Yine bazı iddialara gore Rus Ordusu’nun da desteğini alan Esed rejiminin uzun süredir yoğun bir baskı altında kaldığı Lazkiye ve Hama hattında ilerlemeye çalışacağı ve Sahl el-Gab ve Lazkiye yönünde Rus destekli bir taarruza geçmeyi planladığı ifade edildi.
Rus Ordusu’nun artan desteği ve aktif müdahalesiyle Suriye’de sahadaki dengelerin ciddi anlamda değişebileceği beklentisi büyük oranda oluşmuş bulunuyor. İnandırıcı olmaktan uzak “IŞİD’e karşı mücadele” söyleminin ötesinde, muhaliflere yönelik rejimi koruma hamlesi olarak gerçekleştirilen bu konuşlandırmanın mevcut dengeyi ne kadar rejim lehine çevirebileceği hala net değil.
İddiaların aksine Rusya’nın bu hamlesinin sahada muhaliflere yönelik bir taarruzdan çok –ki bu hali hazırda özellikle Lazkiye-Hama hattında ofansif bir momentumu sürdürmekte olan muhaliflere karşı oldukça güç- rejimin özellikle İdlib, Hama ve Lazkiye’de çöken defans hatlarını korumaya yönelik bir hamle olduğu öne sürülebilir. Mevcut haliyle demografik anlamda oldukça zor günler yaşayan Esed rejiminin asker sıkıntısı çektiği Beşşar Esed tarafından da itiraf ediliyor. Büyük oranda Hizbullah ve İran destekli yurtdışından gelen Şii milislere bel bağlamaya başlayan Esed rejimi, ülkede yaslandığı demografik arka planın da dezavantajını dramatik bir biçimde hissediyor.
Rusya’nın söz konusu hamleyle rejimin gelecekte kurmak isteyebileceği Tartus ve Lazkiye çevresindeki “Alevi Devleti”ne yönelik bir adım olduğu da öne sürülebilecek iddialar arasında. Özellikle Hama’da uzun süredir İdlib’teki ilerleyişini sürdüren Fetih Ordusu ittifakının yeni bir taarruza geçme ihtimali Esed rejimini ciddi bir biçimde tehdit ediyor. Humus’un doğusunda IŞİD’e yönelik yaşadığı kayıplar da rejimi oldukça sıkıştırmış durumda. Hali hazırda rejimin güney hattının bir süredir sakin olması ise, uzun vadede rejim lehine sürdürülebilir bir statüko oluşturabilecek durumda değil. Tüm bu gelişmeler Esed rejiminin güçlü bir taarruz karşısında kontrolsüz bir çöküş senaryosu göz önünde bulundurularak değerlendiriliyor.

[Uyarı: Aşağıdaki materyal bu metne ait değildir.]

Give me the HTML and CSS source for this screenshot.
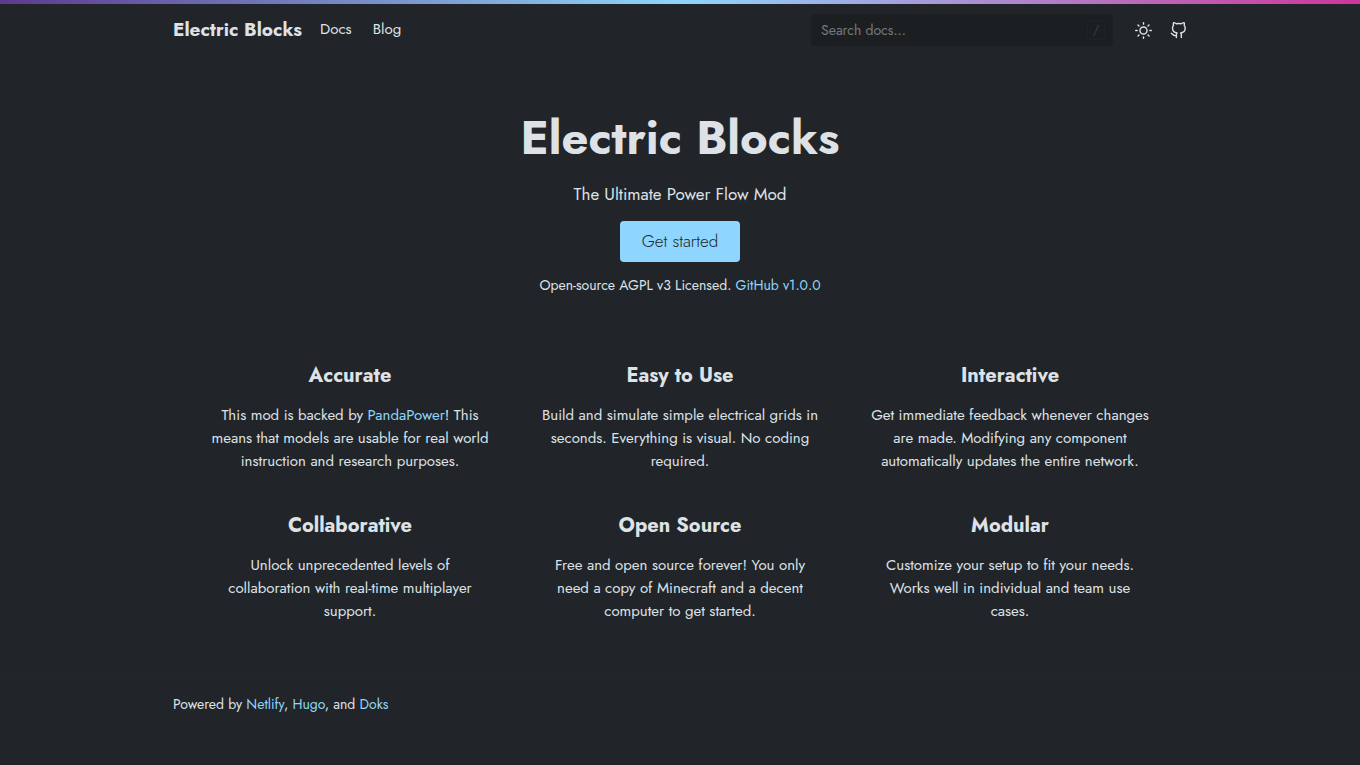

Rusya’nın bu son hamlesiyle özellikle muhalifleri masaya çekip –muhalefetin rejimle anlaşabileceğini düşündükleri belli gruplar- ülkede kendi çıkarlarını da koruyabileceği aktörlerin –hali hazırda Esed bunun için tek seçenek gibi görünüyor- belli oranda gücünü koruyabildiği avantajlı bir anlaşmayı amaçlıyor. Özellikle Suriye muhalefetinin büyük bir kısmını IŞİD ve terörizm parantezine alarak, ABD ve uluslararası toplumu Esed rejiminin meşruiyetine ikna etmeye çalışan Rusya, rejimin elini güçlendirebilmek için güçlü bir askeri hamleyi gerekli görüyor. Akdeniz’deki tek deniz üssünü –Tartus- barındıran Suriye’den kolaylıkla vazgeçmeyecek olan Rusya, oldukça maliyetli ve riskli bir hamleyle ülkedeki çıkarlarını maksimize etmeye çalışıyor. Sahadki mevcut tablo göz önünde bulundurulduğundaysa, bu hamlenin başarıya ulaşma ihtimali oldukça zor görünüyor.